TASK TO COMPLETE: In the data below, find each line containing the string "picture" and return it.

DATASET EXCERPT:
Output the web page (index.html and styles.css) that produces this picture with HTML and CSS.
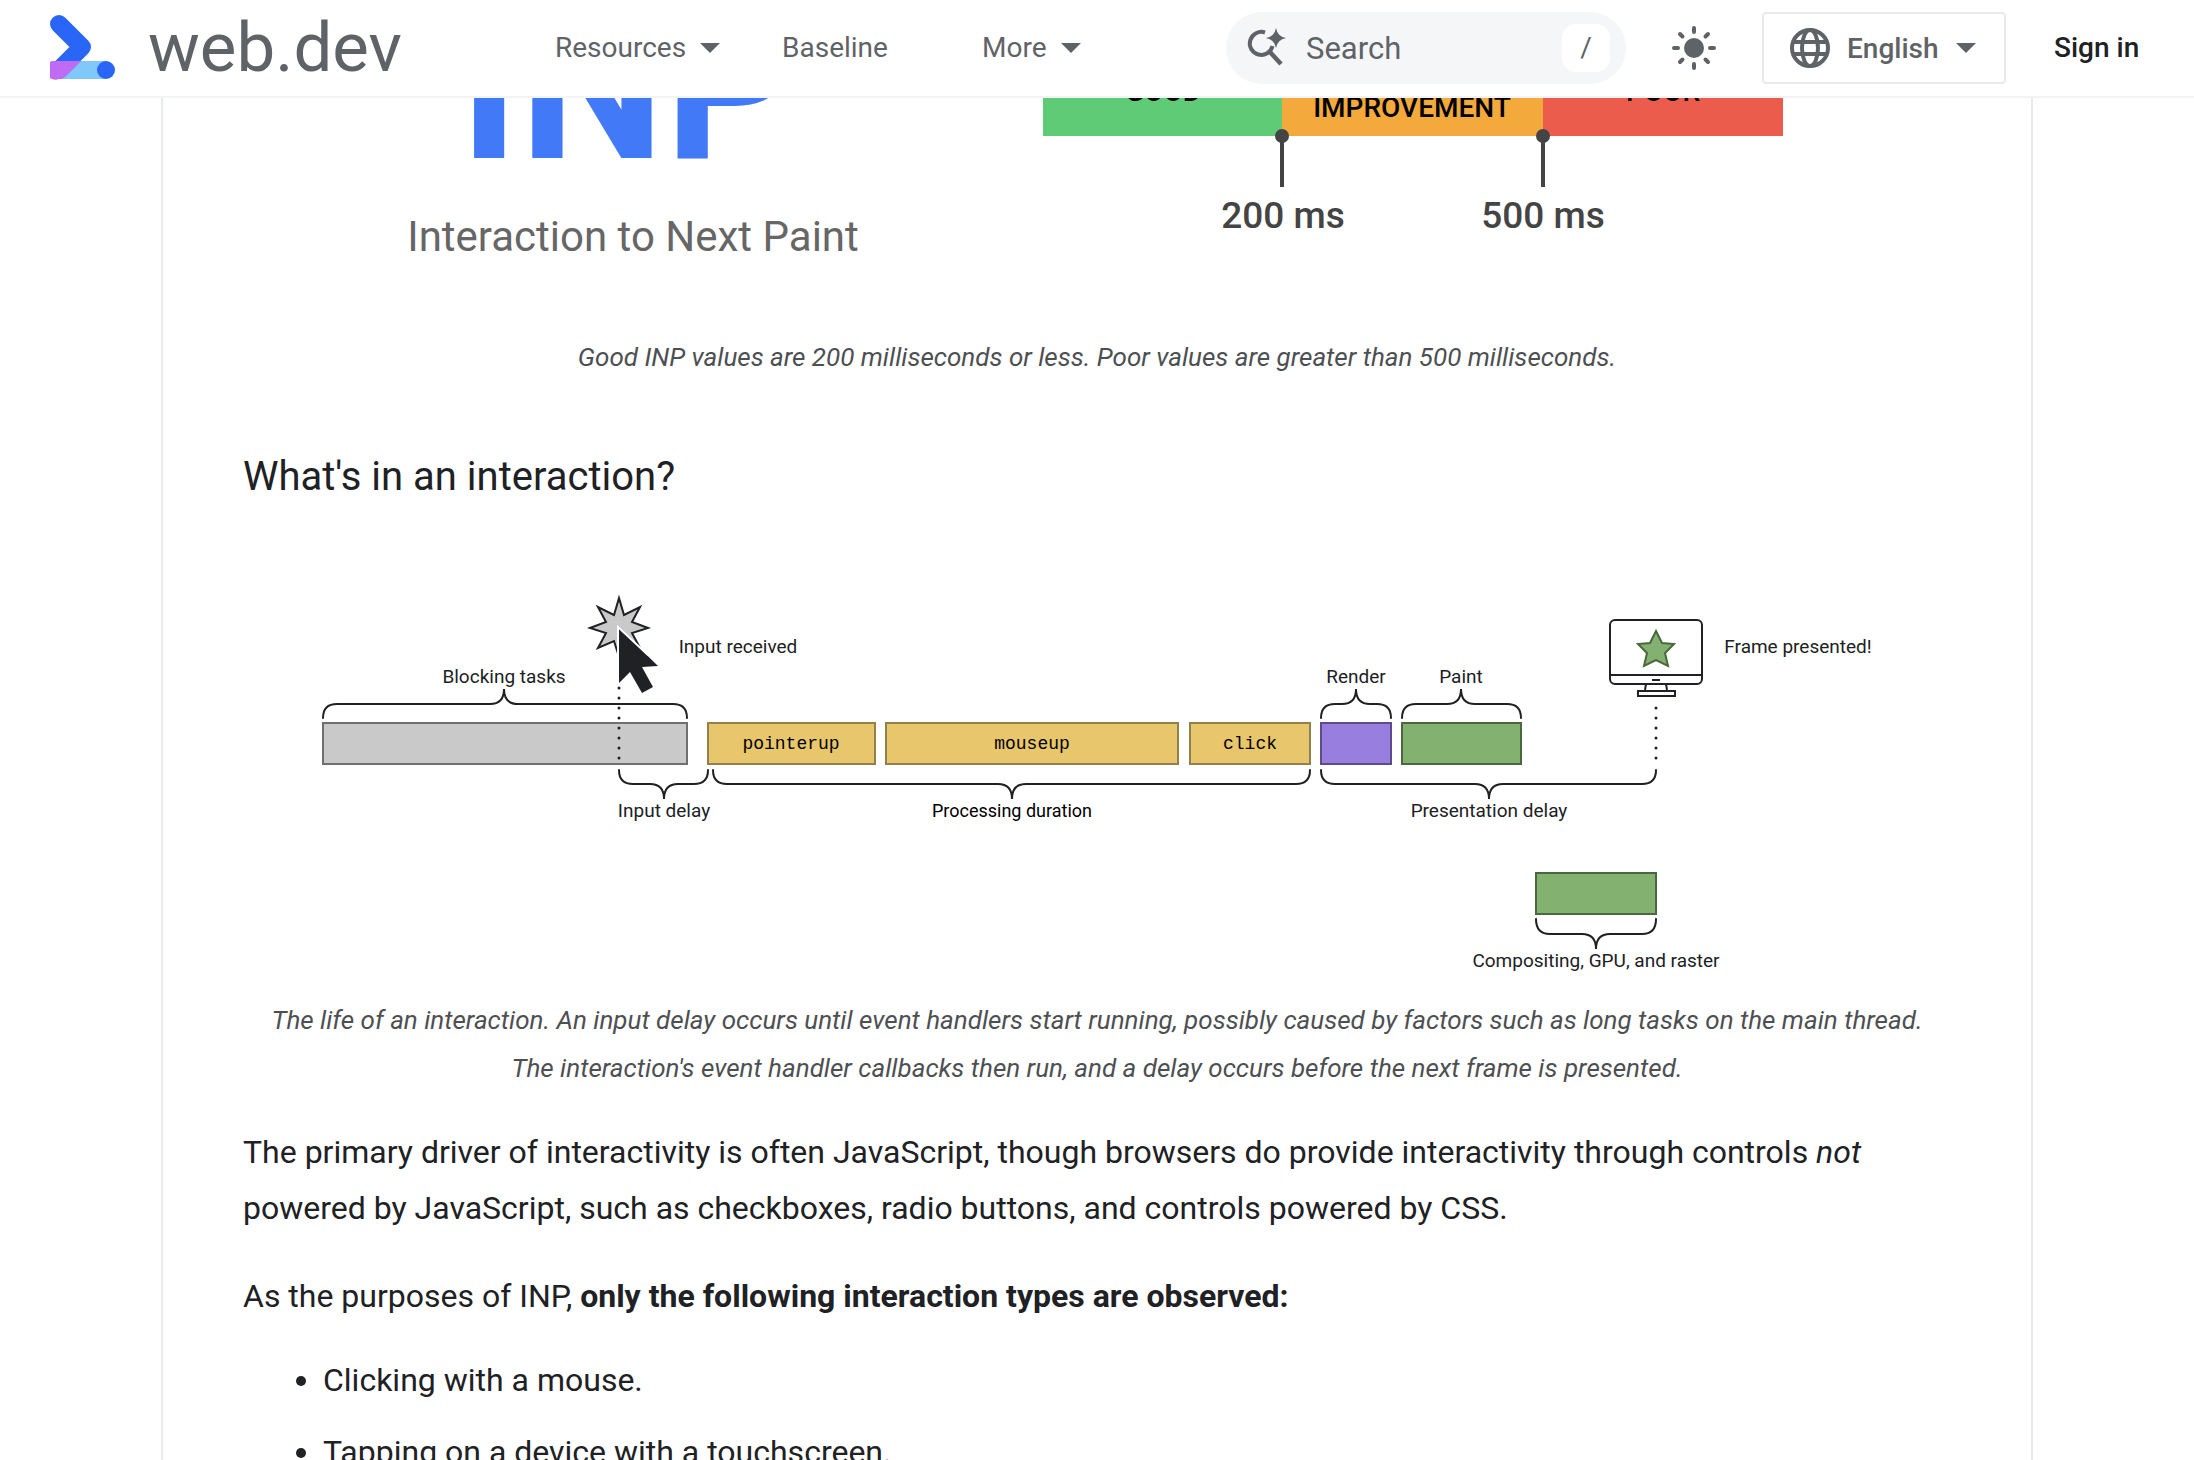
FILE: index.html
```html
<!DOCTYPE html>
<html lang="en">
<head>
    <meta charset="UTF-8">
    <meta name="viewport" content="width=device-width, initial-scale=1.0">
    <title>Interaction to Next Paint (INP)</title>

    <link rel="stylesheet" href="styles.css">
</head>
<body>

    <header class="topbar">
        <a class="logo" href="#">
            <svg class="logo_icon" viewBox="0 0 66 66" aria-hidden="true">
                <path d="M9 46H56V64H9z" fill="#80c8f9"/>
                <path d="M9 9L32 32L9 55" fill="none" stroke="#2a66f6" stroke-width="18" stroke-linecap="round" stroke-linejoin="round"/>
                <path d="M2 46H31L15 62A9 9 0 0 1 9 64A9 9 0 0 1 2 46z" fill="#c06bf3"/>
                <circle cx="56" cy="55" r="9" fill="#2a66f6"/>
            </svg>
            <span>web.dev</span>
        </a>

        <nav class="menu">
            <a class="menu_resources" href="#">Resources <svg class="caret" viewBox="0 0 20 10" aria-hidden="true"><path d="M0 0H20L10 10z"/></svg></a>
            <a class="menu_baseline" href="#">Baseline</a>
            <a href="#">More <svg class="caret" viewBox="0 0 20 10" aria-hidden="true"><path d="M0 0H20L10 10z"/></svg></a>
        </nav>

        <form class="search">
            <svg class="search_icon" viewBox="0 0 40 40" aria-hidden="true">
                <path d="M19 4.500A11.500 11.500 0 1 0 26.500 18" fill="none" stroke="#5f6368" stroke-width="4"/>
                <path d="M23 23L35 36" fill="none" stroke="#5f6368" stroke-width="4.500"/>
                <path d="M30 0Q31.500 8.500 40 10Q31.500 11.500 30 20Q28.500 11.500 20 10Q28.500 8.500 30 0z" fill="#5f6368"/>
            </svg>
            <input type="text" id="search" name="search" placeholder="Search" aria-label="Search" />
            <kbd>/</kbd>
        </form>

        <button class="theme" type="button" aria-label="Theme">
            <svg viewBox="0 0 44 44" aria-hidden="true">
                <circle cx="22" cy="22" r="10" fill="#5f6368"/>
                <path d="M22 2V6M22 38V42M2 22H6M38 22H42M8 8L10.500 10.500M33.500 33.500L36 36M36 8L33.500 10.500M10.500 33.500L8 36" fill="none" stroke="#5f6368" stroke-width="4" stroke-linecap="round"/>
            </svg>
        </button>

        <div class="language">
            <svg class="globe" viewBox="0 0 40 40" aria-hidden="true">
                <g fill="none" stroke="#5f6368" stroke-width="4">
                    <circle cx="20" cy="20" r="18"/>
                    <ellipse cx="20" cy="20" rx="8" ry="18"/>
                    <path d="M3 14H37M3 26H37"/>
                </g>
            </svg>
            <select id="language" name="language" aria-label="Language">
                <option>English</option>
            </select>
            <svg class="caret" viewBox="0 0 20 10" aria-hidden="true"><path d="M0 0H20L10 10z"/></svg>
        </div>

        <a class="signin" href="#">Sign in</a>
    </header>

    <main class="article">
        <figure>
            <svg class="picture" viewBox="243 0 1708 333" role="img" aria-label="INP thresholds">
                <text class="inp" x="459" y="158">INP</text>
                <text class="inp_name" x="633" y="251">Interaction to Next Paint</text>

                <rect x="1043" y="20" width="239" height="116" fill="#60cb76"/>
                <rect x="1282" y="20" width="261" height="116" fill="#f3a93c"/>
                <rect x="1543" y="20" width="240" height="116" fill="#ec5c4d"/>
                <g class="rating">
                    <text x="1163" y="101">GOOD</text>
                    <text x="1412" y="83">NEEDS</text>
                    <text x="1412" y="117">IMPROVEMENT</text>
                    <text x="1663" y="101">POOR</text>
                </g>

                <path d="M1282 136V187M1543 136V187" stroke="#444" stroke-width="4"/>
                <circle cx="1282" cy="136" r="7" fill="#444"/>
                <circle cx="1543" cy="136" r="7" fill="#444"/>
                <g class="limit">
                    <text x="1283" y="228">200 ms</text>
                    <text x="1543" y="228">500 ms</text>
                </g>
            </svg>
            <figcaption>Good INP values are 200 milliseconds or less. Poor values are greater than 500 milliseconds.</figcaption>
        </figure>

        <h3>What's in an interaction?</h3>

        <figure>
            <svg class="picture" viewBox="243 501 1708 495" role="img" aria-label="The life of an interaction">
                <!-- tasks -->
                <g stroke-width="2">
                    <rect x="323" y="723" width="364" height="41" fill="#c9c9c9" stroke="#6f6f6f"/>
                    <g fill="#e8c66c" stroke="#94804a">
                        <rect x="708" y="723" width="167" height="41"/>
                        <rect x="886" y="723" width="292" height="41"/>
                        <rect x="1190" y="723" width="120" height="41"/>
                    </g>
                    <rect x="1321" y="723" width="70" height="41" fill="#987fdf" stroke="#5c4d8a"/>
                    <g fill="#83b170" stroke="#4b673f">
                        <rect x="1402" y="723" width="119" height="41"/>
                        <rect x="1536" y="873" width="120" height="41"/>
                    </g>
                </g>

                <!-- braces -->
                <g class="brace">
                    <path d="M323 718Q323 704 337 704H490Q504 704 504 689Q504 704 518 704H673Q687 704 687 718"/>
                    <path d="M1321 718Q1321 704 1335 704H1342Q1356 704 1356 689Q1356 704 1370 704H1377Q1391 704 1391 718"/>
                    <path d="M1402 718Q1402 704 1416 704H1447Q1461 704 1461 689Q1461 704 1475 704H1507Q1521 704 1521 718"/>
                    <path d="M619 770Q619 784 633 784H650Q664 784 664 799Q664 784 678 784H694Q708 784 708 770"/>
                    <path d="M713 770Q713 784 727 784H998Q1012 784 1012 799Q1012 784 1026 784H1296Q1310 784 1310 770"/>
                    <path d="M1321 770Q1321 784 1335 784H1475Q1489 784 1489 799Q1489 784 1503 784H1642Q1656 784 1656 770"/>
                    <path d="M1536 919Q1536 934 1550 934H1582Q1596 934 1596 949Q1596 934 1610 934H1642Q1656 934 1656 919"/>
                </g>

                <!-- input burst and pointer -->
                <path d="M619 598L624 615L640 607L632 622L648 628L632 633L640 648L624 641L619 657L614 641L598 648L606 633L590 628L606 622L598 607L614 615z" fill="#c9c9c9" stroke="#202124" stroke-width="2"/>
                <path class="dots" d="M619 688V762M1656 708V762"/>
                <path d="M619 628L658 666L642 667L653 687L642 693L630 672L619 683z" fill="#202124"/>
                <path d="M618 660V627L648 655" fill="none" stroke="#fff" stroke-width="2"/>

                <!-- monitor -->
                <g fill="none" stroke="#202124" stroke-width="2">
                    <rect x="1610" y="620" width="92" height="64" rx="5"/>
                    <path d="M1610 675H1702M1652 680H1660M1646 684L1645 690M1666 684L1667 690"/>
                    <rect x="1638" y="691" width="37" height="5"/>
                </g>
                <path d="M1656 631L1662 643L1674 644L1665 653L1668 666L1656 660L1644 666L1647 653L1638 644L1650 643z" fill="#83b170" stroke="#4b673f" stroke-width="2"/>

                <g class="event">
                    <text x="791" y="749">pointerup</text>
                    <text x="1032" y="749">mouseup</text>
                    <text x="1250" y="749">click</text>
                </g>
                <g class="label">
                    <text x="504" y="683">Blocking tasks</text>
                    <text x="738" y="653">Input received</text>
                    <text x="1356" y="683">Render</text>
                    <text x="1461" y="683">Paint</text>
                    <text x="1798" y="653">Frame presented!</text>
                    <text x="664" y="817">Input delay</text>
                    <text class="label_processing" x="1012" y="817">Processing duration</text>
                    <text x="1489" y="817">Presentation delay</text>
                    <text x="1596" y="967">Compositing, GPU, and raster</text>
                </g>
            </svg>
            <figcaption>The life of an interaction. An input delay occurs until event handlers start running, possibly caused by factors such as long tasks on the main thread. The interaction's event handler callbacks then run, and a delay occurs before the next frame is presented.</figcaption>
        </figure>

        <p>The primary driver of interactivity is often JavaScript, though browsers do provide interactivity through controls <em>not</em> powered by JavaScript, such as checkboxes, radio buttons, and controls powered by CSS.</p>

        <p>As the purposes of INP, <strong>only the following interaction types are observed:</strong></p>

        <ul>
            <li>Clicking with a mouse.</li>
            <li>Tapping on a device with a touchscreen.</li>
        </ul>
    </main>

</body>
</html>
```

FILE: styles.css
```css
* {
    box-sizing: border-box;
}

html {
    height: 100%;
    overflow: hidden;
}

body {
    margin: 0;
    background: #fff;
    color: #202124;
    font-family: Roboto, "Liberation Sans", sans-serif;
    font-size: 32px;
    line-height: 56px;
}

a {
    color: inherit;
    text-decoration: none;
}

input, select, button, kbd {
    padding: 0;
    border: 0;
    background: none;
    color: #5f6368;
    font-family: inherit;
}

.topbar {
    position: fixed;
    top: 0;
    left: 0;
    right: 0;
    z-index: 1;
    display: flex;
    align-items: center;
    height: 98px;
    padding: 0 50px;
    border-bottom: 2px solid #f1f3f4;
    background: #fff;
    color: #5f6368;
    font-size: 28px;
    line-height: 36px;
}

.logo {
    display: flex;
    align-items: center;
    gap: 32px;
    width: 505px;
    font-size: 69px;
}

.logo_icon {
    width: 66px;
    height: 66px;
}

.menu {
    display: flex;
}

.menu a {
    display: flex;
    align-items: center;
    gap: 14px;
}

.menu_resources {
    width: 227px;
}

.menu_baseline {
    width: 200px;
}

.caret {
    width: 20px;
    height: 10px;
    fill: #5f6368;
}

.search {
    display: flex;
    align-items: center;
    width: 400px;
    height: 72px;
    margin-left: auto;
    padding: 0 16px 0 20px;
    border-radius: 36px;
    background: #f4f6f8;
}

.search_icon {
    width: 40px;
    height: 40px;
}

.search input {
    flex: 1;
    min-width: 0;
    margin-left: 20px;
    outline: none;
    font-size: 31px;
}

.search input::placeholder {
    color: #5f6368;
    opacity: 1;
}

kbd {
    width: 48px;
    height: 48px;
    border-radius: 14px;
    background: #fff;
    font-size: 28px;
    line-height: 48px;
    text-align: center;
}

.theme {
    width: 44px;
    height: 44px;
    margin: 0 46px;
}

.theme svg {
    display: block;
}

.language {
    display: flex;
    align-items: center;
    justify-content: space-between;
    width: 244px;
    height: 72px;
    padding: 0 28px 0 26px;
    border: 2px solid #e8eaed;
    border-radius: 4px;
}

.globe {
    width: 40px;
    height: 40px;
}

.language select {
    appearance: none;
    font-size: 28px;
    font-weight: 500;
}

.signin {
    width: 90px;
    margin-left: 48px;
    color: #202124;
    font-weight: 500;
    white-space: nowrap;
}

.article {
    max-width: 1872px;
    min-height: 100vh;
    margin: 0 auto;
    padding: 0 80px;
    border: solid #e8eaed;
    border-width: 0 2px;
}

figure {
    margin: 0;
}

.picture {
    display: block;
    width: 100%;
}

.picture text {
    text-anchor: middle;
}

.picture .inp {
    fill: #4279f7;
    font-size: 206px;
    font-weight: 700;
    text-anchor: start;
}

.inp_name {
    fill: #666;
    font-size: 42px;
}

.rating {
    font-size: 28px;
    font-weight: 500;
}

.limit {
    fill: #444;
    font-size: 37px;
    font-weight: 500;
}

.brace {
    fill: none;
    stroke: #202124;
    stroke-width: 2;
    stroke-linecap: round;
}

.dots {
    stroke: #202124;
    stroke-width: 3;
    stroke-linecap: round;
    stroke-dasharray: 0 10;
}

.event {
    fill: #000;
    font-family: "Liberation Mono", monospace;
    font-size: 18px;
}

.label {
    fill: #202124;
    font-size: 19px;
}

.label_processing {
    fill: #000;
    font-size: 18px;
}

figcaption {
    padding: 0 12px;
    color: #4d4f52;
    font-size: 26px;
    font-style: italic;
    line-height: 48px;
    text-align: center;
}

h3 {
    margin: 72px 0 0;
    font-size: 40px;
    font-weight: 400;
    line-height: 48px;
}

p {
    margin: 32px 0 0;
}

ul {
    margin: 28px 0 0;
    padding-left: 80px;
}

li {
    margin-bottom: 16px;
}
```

COMPLETE OUTPUT:
Output the web page (index.html and styles.css) that produces this picture with HTML and CSS.
            <svg class="picture" viewBox="243 0 1708 333" role="img" aria-label="INP thresholds">
            <svg class="picture" viewBox="243 501 1708 495" role="img" aria-label="The life of an interaction">
.picture {
.picture text {
.picture .inp {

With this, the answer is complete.